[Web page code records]
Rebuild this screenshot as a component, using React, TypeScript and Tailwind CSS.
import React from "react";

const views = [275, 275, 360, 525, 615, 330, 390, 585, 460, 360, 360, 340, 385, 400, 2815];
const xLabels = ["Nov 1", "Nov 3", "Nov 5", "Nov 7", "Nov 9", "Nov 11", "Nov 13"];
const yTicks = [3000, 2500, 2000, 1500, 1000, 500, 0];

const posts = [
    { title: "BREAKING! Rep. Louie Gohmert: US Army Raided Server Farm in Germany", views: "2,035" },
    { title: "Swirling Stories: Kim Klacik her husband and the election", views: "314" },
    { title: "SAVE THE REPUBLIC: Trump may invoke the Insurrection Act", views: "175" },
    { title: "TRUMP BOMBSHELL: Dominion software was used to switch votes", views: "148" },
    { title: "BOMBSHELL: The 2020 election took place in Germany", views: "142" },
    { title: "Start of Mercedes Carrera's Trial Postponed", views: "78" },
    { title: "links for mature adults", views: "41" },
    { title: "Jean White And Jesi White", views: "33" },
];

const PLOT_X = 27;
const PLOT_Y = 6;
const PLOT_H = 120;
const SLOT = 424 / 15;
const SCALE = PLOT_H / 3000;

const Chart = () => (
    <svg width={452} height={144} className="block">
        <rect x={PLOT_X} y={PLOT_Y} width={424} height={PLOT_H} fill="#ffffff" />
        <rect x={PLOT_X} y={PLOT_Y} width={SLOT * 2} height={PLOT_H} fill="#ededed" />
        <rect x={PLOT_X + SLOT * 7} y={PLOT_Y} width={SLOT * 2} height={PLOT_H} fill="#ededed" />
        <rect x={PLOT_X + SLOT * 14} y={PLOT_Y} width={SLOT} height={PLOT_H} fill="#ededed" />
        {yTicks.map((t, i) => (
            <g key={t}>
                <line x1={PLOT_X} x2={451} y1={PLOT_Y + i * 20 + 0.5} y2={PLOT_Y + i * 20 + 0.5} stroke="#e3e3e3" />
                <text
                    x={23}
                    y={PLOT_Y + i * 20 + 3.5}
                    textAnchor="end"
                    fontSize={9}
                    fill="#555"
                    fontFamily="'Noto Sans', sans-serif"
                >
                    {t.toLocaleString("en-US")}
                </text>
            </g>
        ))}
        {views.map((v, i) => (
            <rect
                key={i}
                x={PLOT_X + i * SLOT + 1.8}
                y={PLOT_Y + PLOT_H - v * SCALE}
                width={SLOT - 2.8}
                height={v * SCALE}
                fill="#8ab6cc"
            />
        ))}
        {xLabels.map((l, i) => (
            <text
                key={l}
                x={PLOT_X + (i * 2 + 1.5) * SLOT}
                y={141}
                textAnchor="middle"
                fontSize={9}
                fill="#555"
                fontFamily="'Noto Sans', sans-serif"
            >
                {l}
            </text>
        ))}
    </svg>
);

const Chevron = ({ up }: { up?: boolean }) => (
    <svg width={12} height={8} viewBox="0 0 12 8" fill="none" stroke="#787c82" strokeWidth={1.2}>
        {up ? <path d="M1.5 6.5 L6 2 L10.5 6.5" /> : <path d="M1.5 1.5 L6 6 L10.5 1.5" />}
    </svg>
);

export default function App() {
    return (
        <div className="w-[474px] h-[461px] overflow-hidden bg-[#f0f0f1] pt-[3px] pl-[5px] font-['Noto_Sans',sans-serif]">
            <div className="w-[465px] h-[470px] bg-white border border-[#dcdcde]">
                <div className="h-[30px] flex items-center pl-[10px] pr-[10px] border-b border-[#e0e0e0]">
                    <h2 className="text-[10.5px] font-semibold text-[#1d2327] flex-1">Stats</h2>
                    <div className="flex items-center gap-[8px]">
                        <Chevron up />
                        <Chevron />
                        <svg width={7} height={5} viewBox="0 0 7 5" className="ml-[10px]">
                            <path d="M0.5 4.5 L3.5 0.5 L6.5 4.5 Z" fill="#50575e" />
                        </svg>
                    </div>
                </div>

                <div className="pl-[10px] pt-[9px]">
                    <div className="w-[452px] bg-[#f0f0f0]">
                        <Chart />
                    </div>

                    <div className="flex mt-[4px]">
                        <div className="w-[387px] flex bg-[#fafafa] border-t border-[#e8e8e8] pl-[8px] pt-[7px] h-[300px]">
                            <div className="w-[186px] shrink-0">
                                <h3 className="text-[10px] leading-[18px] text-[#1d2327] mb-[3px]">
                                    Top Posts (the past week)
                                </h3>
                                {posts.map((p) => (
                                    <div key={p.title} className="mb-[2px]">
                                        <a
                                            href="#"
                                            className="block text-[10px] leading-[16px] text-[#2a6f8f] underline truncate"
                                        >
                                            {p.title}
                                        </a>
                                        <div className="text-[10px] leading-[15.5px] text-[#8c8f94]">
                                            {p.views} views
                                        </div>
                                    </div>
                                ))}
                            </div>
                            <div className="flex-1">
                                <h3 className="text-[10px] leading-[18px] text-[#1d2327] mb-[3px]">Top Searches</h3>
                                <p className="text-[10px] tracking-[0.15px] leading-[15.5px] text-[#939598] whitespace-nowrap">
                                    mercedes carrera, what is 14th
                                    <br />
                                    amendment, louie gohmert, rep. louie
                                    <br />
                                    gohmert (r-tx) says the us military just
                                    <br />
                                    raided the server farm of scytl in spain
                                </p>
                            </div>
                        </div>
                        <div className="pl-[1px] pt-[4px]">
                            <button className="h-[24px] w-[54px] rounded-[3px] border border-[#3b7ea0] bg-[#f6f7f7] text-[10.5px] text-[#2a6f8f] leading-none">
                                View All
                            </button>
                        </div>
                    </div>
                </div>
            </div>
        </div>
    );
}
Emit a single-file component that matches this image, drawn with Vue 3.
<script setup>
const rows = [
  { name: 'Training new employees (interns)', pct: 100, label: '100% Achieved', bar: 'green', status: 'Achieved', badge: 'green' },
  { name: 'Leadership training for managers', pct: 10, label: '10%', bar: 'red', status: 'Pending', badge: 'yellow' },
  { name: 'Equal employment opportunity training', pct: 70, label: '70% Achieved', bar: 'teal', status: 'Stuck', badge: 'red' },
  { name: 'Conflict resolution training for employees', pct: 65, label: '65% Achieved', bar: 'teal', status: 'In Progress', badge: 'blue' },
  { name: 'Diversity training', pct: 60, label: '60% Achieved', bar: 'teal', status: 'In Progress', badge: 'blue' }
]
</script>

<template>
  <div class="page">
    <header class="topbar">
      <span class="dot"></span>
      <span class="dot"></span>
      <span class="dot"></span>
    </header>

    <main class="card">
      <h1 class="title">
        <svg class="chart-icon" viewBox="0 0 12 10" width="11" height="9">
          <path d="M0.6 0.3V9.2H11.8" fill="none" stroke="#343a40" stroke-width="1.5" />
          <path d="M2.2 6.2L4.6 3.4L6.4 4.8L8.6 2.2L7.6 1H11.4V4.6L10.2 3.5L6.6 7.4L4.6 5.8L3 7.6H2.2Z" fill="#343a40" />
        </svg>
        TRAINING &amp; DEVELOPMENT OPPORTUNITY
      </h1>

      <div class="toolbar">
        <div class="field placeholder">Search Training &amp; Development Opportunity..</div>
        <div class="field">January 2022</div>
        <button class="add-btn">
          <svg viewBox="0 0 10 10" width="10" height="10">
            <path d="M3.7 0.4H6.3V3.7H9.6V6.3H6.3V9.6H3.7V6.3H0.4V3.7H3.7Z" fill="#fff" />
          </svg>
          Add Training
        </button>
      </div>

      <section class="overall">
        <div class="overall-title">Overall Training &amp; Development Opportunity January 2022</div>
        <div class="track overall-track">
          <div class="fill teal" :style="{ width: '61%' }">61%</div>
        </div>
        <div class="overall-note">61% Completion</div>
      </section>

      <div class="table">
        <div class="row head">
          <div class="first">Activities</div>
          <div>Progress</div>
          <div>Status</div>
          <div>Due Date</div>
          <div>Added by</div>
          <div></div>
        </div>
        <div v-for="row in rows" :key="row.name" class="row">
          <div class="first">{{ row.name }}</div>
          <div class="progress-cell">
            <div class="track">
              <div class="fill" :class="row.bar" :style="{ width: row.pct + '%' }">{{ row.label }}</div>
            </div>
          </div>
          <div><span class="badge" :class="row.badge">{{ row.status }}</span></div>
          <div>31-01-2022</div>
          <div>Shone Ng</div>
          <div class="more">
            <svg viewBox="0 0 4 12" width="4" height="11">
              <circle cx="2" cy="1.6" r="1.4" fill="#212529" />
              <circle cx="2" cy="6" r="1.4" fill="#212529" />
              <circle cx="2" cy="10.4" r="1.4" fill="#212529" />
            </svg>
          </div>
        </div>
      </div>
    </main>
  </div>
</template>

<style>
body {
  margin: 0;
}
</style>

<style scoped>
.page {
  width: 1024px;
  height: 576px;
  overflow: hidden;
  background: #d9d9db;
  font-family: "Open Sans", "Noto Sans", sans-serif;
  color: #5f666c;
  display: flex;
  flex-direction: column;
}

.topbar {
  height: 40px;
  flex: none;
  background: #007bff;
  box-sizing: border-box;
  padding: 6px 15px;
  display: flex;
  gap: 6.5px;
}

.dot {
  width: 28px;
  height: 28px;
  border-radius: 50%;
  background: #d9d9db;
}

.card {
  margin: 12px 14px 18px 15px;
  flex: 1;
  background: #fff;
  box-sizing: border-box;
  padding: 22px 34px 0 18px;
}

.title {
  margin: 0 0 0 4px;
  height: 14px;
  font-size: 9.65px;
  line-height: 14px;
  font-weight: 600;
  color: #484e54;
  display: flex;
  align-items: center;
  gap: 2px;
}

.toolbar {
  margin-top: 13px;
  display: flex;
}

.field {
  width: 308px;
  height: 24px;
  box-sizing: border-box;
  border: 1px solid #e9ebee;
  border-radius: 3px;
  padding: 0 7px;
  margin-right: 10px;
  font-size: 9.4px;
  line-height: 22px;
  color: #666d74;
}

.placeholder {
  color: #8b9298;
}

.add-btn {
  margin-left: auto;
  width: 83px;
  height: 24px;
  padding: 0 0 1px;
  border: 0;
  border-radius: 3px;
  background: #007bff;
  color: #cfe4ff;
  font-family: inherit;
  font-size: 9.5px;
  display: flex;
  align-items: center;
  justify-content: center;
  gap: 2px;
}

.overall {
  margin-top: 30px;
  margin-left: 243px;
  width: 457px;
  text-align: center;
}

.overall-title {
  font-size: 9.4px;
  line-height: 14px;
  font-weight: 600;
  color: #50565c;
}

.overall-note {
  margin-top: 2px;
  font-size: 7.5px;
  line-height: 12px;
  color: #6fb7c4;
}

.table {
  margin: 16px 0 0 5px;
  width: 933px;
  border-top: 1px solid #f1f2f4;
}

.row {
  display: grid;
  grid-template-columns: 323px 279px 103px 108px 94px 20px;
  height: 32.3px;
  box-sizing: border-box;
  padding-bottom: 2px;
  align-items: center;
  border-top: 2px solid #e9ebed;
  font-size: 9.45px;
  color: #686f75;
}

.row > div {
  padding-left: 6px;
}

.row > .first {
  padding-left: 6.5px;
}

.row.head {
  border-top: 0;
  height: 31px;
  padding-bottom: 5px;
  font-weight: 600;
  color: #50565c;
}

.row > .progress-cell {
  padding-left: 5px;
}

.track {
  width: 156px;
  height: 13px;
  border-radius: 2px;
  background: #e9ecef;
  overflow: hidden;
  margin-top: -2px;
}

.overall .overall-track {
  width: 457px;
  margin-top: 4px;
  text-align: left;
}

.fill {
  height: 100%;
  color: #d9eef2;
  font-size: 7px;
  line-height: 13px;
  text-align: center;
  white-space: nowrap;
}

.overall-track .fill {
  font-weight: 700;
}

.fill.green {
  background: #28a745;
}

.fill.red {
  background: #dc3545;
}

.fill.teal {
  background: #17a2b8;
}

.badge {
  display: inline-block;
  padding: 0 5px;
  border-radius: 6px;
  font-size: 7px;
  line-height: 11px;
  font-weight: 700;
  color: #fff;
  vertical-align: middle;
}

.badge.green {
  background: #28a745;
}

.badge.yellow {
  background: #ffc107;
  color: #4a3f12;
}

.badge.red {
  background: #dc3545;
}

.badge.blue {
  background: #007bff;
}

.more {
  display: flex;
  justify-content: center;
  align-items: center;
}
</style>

◆ Requirements
Give back exactly the material above from its opening line to the line bearing "const yTicks = [3000, 2500, 2000, 1500, 1000, 500, 0];".

◆ Task response
Rebuild this screenshot as a component, using React, TypeScript and Tailwind CSS.
import React from "react";

const views = [275, 275, 360, 525, 615, 330, 390, 585, 460, 360, 360, 340, 385, 400, 2815];
const xLabels = ["Nov 1", "Nov 3", "Nov 5", "Nov 7", "Nov 9", "Nov 11", "Nov 13"];
const yTicks = [3000, 2500, 2000, 1500, 1000, 500, 0];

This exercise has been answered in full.